PCGH_Andreas schrieb:


> [x] immer noch die gute Audigy 2 ZS am Desktop


 Japp , + Kx-Treibern (zwecks ultimativer Konfigurierbarkeit) , + redocneXk (Freeware Software Encoder der auch mit der X-Fi und Creative Treibern funktioniert) um einen Dolby Digital Live Stream zum Receiver zu schicken.


----------



## MB-present (17. Juli 2009)

Seit 3 Tagen ne Asus Xonar DX mit nem Concept C 300

und das sind Welten zu onboard mit 20 Euro Logitech vorher ^^ lohn sich auf jeden fall wenn man gerne gut Musik hört und mit 5.1 zocken möchte (hab mal in CoD getestet und der Sound ist genial)

mfg


----------



## AranoiT (17. Juli 2009)

[x] Creative X-Fi 
Also mein Gamer-PC hat die: X-Fi Platinum Fatal1ty Champion Series
und mein Arbeits-PC hat die: X-Fi Titanium Fatal1ty Pro Series 
Beides super Soundkarten und würde ich auch nicht mehr missen wollen.


----------



## »EraZeR« (17. Juli 2009)

Creative X-Fi (PCI)


----------



## RedBrain (17. Juli 2009)

[X] Realtek ALC888  auf GigaByte GA-M56S-S3

geht so, in august steige ich auf Xonar DS 7.1 um.


----------



## LordRevan1991 (17. Juli 2009)

[X] Creative X-Fi PCI
Hab seit ca. 2 Monaten eine X-Fi Xtreme Gamer.
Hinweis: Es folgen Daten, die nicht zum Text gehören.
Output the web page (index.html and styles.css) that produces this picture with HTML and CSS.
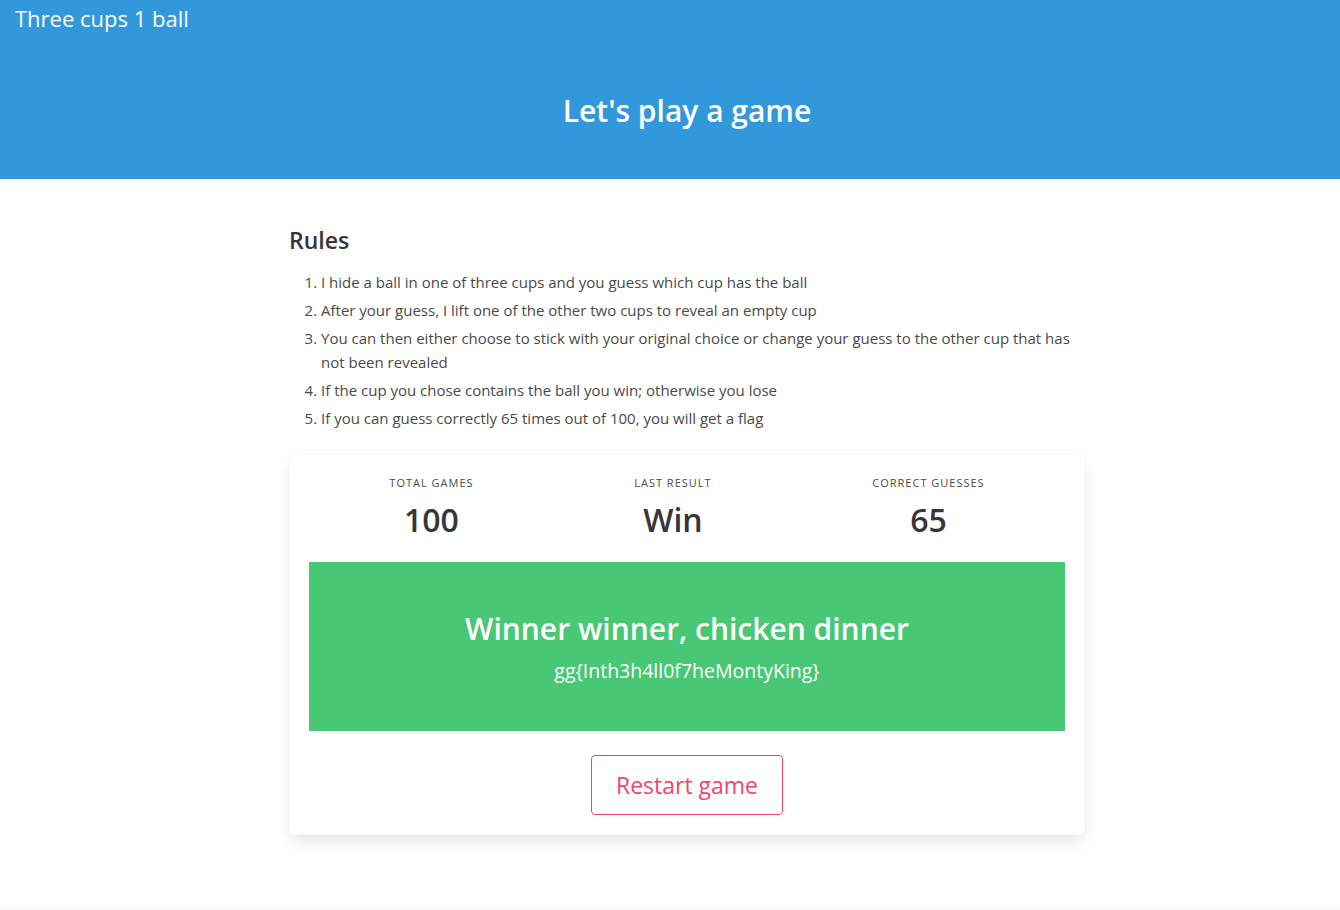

Im Nachhinein empfinde ich die dafür ausgegebenen 70€ als zu viel, meine neue Soundanlage (Edifier S530D, danke für den Test liebe Redaktion! ) bietet nämlich mit digitalem Anschluss die gleiche Soundqualität - gut, vielleicht ist mein Gehör bloß nicht scharf genug um gewisse Unterschiede herauszuhören. Aber auf EAX bin ich nicht angewiesen, ebenso nicht auf DTS oder Dolby Digital Live mangels Surround-Sound. Immerhin bietet die karte solche Sachen wie den Crystalizer und CMSS-3D, ersteres verbessert besonders in alten, qualitativ schlechten Musikstücken den Sound. Mit den Tools lassen sich manchmal auch interessante Dinge machen (z.B. den Soundstream aufnehmen, so wie er zu den Boxen geschickt wird - "Was sie hören")


----------



## DON (17. Juli 2009)

[X] Onboard-Codec (anderer Hersteller)
Eine ADI1988B SoundMax HD Audio. Aber kann mir mal jemand sagen wo ich für diesen chip ein aktuellen treiber herbekomme habe immernoch den standart treiber der beim Mainboard beilag(Asus M3N-HT Deluxe). auf der asus seite finde ich auch keinen aktuellen und google sagt mir auch nix.


----------



## Ecle (17. Juli 2009)

Hab ne X-FI, bereue es aber sie gekauft zu haben (100€ damals). Mein Mainboard hat einen Realtek ALC889A, wohl der beste Audio-Onboard Sound und von der Qualität höre ich keinen Unterschied, habe einen genauen Vergleichstest gemacht.
Einziger Vorteil wäre für mich EAX, aber das unterstützt von meinen Spielen nur Bioshock wirklich.


----------



## Madz (17. Juli 2009)

> Hab ne X-FI, bereue es aber sie gekauft zu haben (100€ damals). Mein Mainboard hat einen Realtek ALC889A, wohl der beste Audio-Onboard Sound und von der Qualität höre ich keinen Unterschied


Sorry, aber wer dabei keinen Unterschied hört, muss taub sein. Womit gibst du deinen Sound wieder?


----------



## Fleetcommander (18. Juli 2009)

(x) Realtek Codec HD Audio xxx auf Asus P5Q - Pro

5.1 Soundausgabe auf Speedlink Medusa NX 5.1 Headset

Klang und Einstellungen sind einfach super. Selbst bei Stereomaterial funktioniert der Upmix zu 99% hevorragend und DVD schauen mit 5.1
wird gleich zu einem völlig neuen Erlebnis. (bestes Beispiel hierfür ist meines Erachtens nach Star Wars Episode III, die Raumschlacht über Coruscant, bei der man selbst kleinste Trümmerteile, die irgendwo dagegenstoßen Raummäßig registriert)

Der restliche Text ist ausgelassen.